● **YOUR INSTRUCTIONS**: Pull out every line with the word "screenshot".

● **SUPPLIED DATA**:
== == ==

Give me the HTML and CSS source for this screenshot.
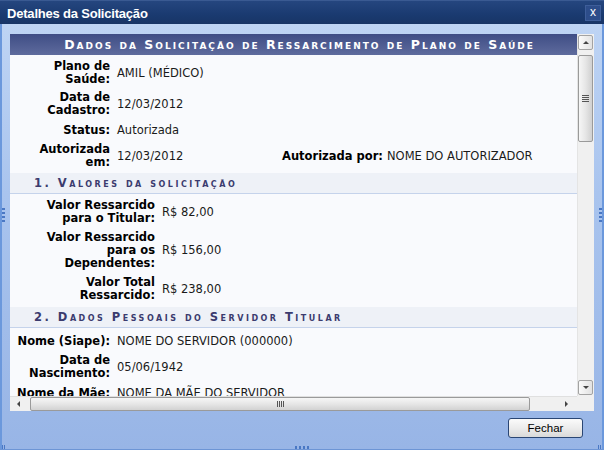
FILE: index.html
```html
<!DOCTYPE html>
<html lang="pt-BR">
<head>
<meta charset="utf-8">
<title>Detalhes da Solicitação</title>
<link rel="stylesheet" href="styles.css">
</head>
<body>
<div class="window">
  <div class="titlebar">
    <span class="title">Detalhes da Solicitação</span>
    <span class="close">x</span>
  </div>
  <div class="wbody">
    <div class="panel">
      <div class="viewport">
        <div class="caption">Dados da Solicitação de Ressarcimento de Plano de Saúde</div>
        <div class="grid g1">
          <div class="lbl">Plano de Saúde:</div><div class="val span3">AMIL (MÉDICO)</div>
          <div class="lbl">Data de Cadastro:</div><div class="val span3">12/03/2012</div>
          <div class="lbl">Status:</div><div class="val span3">Autorizada</div>
          <div class="lbl">Autorizada em:</div><div class="val">12/03/2012</div>
          <div class="lbl nw">Autorizada por:</div><div class="val">NOME DO AUTORIZADOR</div>
        </div>
        <div class="section">1. Valores da solicitação</div>
        <div class="grid g2">
          <div class="lbl">Valor Ressarcido para o Titular:</div><div class="val">R$ 82,00</div>
          <div class="lbl">Valor Ressarcido para os Dependentes:</div><div class="val">R$ 156,00</div>
          <div class="lbl">Valor Total Ressarcido:</div><div class="val">R$ 238,00</div>
        </div>
        <div class="section">2. Dados Pessoais do Servidor Titular</div>
        <div class="grid g3">
          <div class="lbl nw">Nome (Siape):</div><div class="val">NOME DO SERVIDOR (000000)</div>
          <div class="lbl">Data de Nascimento:</div><div class="val">05/06/1942</div>
          <div class="lbl nw">Nome da Mãe:</div><div class="val">NOME DA MÃE DO SERVIDOR</div>
        </div>
      </div>
      <div class="vscroll">
        <div class="sbtn up"><span class="tri-up"></span></div>
        <div class="vthumb"><span class="grip-v"></span></div>
        <div class="vspace"></div>
        <div class="sbtn down"><span class="tri-down"></span></div>
      </div>
      <div class="hscroll">
        <span class="tri-left"></span>
        <div class="hthumb"><span class="grip-h"></span></div>
        <span class="tri-right"></span>
      </div>
      <div class="corner"></div>
    </div>
    <div class="footer">
      <button class="btn" type="button">Fechar</button>
    </div>
  </div>
  <span class="dots dots-left"></span>
  <span class="dots dots-right"></span>
  <span class="dots-bottom"></span>
  <span class="corner-grip cg-left"></span>
  <span class="corner-grip cg-right"></span>
</div>
</body>
</html>
```
FILE: styles.css
```css
* { box-sizing: border-box; }
html, body { margin: 0; padding: 0; }
body {
  width: 604px;
  height: 450px;
  overflow: hidden;
  font-family: "DejaVu Sans", Verdana, sans-serif;
  font-size: 11.5px;
  color: #111;
}
.window {
  position: relative;
  width: 604px;
  height: 450px;
  display: flex;
  flex-direction: column;
}
.titlebar {
  height: 24px;
  flex: none;
  background: linear-gradient(#25467f, #1a3a70 60%, #183566);
  border-top: 1px solid #3a5a92;
  display: flex;
  align-items: center;
  justify-content: space-between;
  padding: 0 3px 0 7px;
}
.title {
  font-family: "Liberation Sans", Arial, sans-serif;
  font-weight: bold;
  font-size: 13px;
  letter-spacing: -0.2px;
  color: #fff;
  margin-top: 1px;
}
.close {
  width: 16px;
  height: 16px;
  background: #2d4d8a;
  border: 1px solid #3e5e9a;
  color: #fff;
  font-family: "Liberation Sans", Arial, sans-serif;
  font-size: 12px;
  line-height: 13px;
  text-align: center;
  margin-top: 1px;
}
.wbody {
  flex: 1;
  background: linear-gradient(#bed4f4, #a9c4ee 40%, #98b5e6);
  border-left: 2px solid #6b98dc;
  border-right: 2px solid #6b98dc;
  border-bottom: 1px solid #6d95d5;
  padding: 10px 8px 0 8px;
  display: flex;
  flex-direction: column;
}
.panel {
  height: 377px;
  display: grid;
  grid-template-columns: 567px 17px;
  grid-template-rows: 362px 15px;
  background: #f9fafd;
}
.viewport {
  overflow: hidden;
  background: #f9fafd;
}
.caption {
  height: 21px;
  background: linear-gradient(#3f4d85, #5e6b9d);
  color: #fff;
  font-weight: bold;
  font-size: 12.5px;
  font-variant: small-caps;
  letter-spacing: 2px;
  text-align: center;
  line-height: 22px;
  white-space: nowrap;
  padding-left: 12px;
}
.grid {
  display: grid;
  align-items: center;
  grid-auto-rows: minmax(20px, auto);
  row-gap: 1px;
  padding: 3px 0 2px;
  line-height: 13px;
}
.g1 { grid-template-columns: 103px 163px 106px 1fr; }
.g2 { grid-template-columns: 148px 1fr; row-gap: 2px; padding-bottom: 3px; }
.g3 { grid-template-columns: 103px 1fr; }
.lbl {
  font-weight: bold;
  text-align: right;
  padding: 2px 3px 2px 6px;
  color: #000;
}
.g2 .lbl { padding-left: 26px; }
.nw { white-space: nowrap; }
.val {
  padding: 2px 0 2px 4px;
  color: #1a1a1a;
}
.g1 .val:last-child { padding-left: 5px; }
.span3 { grid-column: span 3; }
.section {
  height: 21px;
  background: #eef1f7;
  border-bottom: 1px solid #c5d3eb;
  color: #3b3b6e;
  font-weight: bold;
  font-size: 11.5px;
  font-variant: small-caps;
  letter-spacing: 2.5px;
  padding-left: 24px;
  line-height: 21px;
  white-space: nowrap;
}
.vscroll {
  background: #f0f0f0;
  border-left: 1px solid #e4e4e4;
  display: flex;
  flex-direction: column;
  padding: 1px 1px 1px 0;
}
.sbtn {
  height: 15px;
  flex: none;
  border: 1px solid #a3a3a3;
  border-radius: 2px;
  background: linear-gradient(90deg, #fafafa, #e2e2e2);
  display: flex;
  align-items: center;
  justify-content: center;
}
.tri-up {
  width: 0; height: 0;
  border-left: 3px solid transparent;
  border-right: 3px solid transparent;
  border-bottom: 3px solid #444;
}
.tri-down {
  width: 0; height: 0;
  border-left: 3px solid transparent;
  border-right: 3px solid transparent;
  border-top: 3px solid #444;
}
.vthumb {
  margin-top: 5px;
  height: 87px;
  flex: none;
  border: 1px solid #9a9a9a;
  border-radius: 2px;
  background: linear-gradient(90deg, #f6f6f6, #e6e6e6 50%, #d0d0d0);
  display: flex;
  align-items: center;
  justify-content: center;
}
.grip-v {
  width: 7px;
  height: 7px;
  background: repeating-linear-gradient(#555 0 1px, transparent 1px 2px);
}
.vspace { flex: 1; }
.hscroll {
  background: #f0f0f0;
  border-top: 1px solid #e0e0e0;
  display: flex;
  align-items: center;
  padding-left: 7px;
}
.tri-left {
  width: 0; height: 0;
  border-top: 3px solid transparent;
  border-bottom: 3px solid transparent;
  border-right: 3px solid #444;
}
.tri-right {
  width: 0; height: 0;
  border-top: 3px solid transparent;
  border-bottom: 3px solid transparent;
  border-left: 3px solid #444;
  margin-left: 35px;
}
.hthumb {
  margin-left: 10px;
  width: 500px;
  height: 14px;
  border: 1px solid #9a9a9a;
  border-radius: 2px;
  background: linear-gradient(#f6f6f6, #e6e6e6 50%, #d2d2d2);
  display: flex;
  align-items: center;
  justify-content: center;
}
.grip-h {
  width: 7px;
  height: 6px;
  background: repeating-linear-gradient(90deg, #555 0 1px, transparent 1px 2px);
}
.corner { background: #f0f0f0; }
.footer {
  display: flex;
  justify-content: flex-end;
  padding: 7px 11px 0 0;
}
.btn {
  width: 75px;
  height: 20px;
  border: 1px solid #2a4674;
  border-radius: 3px;
  background: linear-gradient(#fbfbfb, #ececec 50%, #d9d9d9);
  font-family: "Liberation Sans", Arial, sans-serif;
  font-size: 11.5px;
  color: #000;
  padding: 0;
}
.dots {
  position: absolute;
  width: 3px;
  height: 14px;
  top: 208px;
  background: repeating-linear-gradient(#4a78c4 0 2px, transparent 2px 4px);
}
.dots-left { left: 2px; }
.dots-right { right: 2px; }
.dots-bottom {
  position: absolute;
  left: 295px;
  bottom: 1px;
  width: 14px;
  height: 3px;
  background: repeating-linear-gradient(90deg, #4a78c4 0 2px, transparent 2px 4px);
}
.corner-grip {
  position: absolute;
  bottom: 1px;
  width: 4px;
  height: 4px;
  background: repeating-linear-gradient(90deg, #4a78c4 0 1px, transparent 1px 2px);
}
.cg-left { left: 2px; }
.cg-right { right: 2px; }
```
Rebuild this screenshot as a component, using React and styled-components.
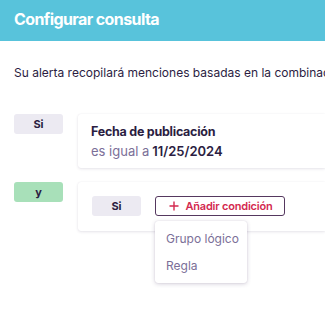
import React from 'react';
import styled, { createGlobalStyle } from 'styled-components';

const GlobalStyle = createGlobalStyle`
  body {
    margin: 0;
    padding: 0;
    background: #ffffff;
    font-family: Inter, 'Noto Sans', sans-serif;
  }
  #root {
    min-height: 320px;
  }
`;

const Page = styled.div`
  width: 325px;
  height: 320px;
  overflow: hidden;
`;

const Header = styled.div`
  height: 41px;
  background-color: #58c3db;
  padding: 0 14px 4px 14px;
  box-sizing: border-box;
  display: flex;
  align-items: center;
  h1 {
    margin: 0;
    color: #ffffff;
    font-size: 16px;
    font-weight: 700;
    letter-spacing: -0.6px;
    white-space: nowrap;
  }
`;

const Body = styled.div`
  padding: 24px 0 0 14px;
`;

const Intro = styled.p`
  margin: 0 0 33px 0;
  font-size: 12px;
  color: #2b1d42;
  white-space: nowrap;
  line-height: 16px;
`;

const Row = styled.div`
  display: grid;
  grid-template-columns: 49px 1fr;
  column-gap: 15px;
  align-items: start;
  margin-bottom: 14px;
`;

const Tag = styled.div`
  width: 49px;
  height: 20px;
  border-radius: 3px;
  background-color: ${p => (p.$green ? '#a8e0b9' : '#eceaf2')};
  color: #2b1d42;
  font-size: 11px;
  font-weight: 700;
  display: flex;
  align-items: center;
  justify-content: center;
`;

const Card = styled.div`
  background: #ffffff;
  border-radius: 3px 0 0 3px;
  box-shadow: 0 1px 3px rgba(60, 40, 90, 0.12), 0 0 1px rgba(60, 40, 90, 0.1);
  padding: ${p => p.$pad || '9px 13px 7px 13px'};
  position: relative;
`;

const Title = styled.div`
  font-size: 12.5px;
  font-weight: 700;
  color: #2b1d42;
  line-height: 18px;
  letter-spacing: -0.25px;
`;

const Detail = styled.div`
  font-size: 13px;
  color: #7b6f98;
  line-height: 20px;
  b {
    color: #2b1d42;
    font-weight: 600;
    margin-left: 3px;
  }
`;

const Controls = styled.div`
  display: flex;
  gap: 14px;
  align-items: center;
`;

const AddWrap = styled.div`
  position: relative;
`;

const AddButton = styled.button`
  height: 20px;
  width: 130px;
  padding: 0 0 0 2px;
  border: 1px solid #55385f;
  border-radius: 3px;
  background: #ffffff;
  color: #d3294f;
  font-family: Inter, 'Noto Sans', sans-serif;
  font-size: 11px;
  font-weight: 600;
  letter-spacing: -0.2px;
  display: flex;
  align-items: center;
  justify-content: center;
  gap: 6px;
  svg {
    display: block;
  }
`;

const Menu = styled.div`
  position: absolute;
  top: 25px;
  left: 0;
  width: 92px;
  padding: 4px 0;
  background: #ffffff;
  border-radius: 3px;
  box-shadow: 0 1px 4px rgba(60, 40, 90, 0.22), 0 0 1px rgba(60, 40, 90, 0.2);
  z-index: 2;
`;

const MenuItem = styled.div`
  padding: 0 11px;
  font-size: 12px;
  color: #7b6f98;
  line-height: 27px;
  white-space: nowrap;
`;

const App = () => (
  <Page>
    <GlobalStyle />
    <Header>
      <h1>Configurar consulta</h1>
    </Header>
    <Body>
      <Intro>Su alerta recopilará menciones basadas en la combinación de condiciones</Intro>
      <Row>
        <Tag>Si</Tag>
        <Card>
          <Title>Fecha de publicación</Title>
          <Detail>es igual a<b>11/25/2024</b></Detail>
        </Card>
      </Row>
      <Row>
        <Tag $green>y</Tag>
        <Card $pad="14px 14px 15px 14px">
          <Controls>
            <Tag>Si</Tag>
            <AddWrap>
              <AddButton>
                <svg width="10" height="10" viewBox="0 0 10 10">
                  <path d="M5 0.5v9M0.5 5h9" stroke="#d3294f" strokeWidth="1.4" />
                </svg>
                Añadir condición
              </AddButton>
              <Menu>
                <MenuItem>Grupo lógico</MenuItem>
                <MenuItem>Regla</MenuItem>
              </Menu>
            </AddWrap>
          </Controls>
        </Card>
      </Row>
    </Body>
  </Page>
);

export default App;
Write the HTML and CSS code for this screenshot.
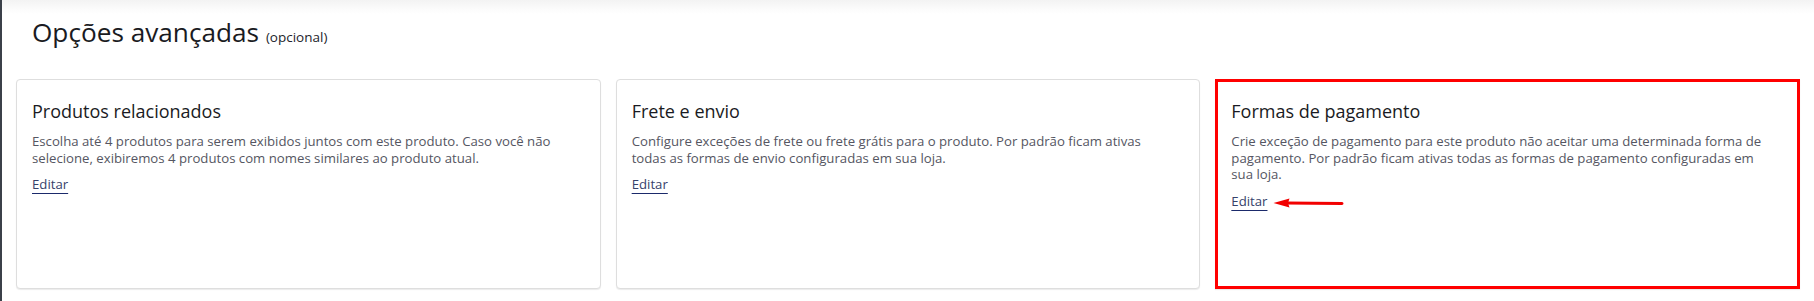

== == ==

● **WORKED ANSWER**:
Give me the HTML and CSS source for this screenshot.
Rebuild this screenshot as a component, using React and styled-components.
Write the HTML and CSS code for this screenshot.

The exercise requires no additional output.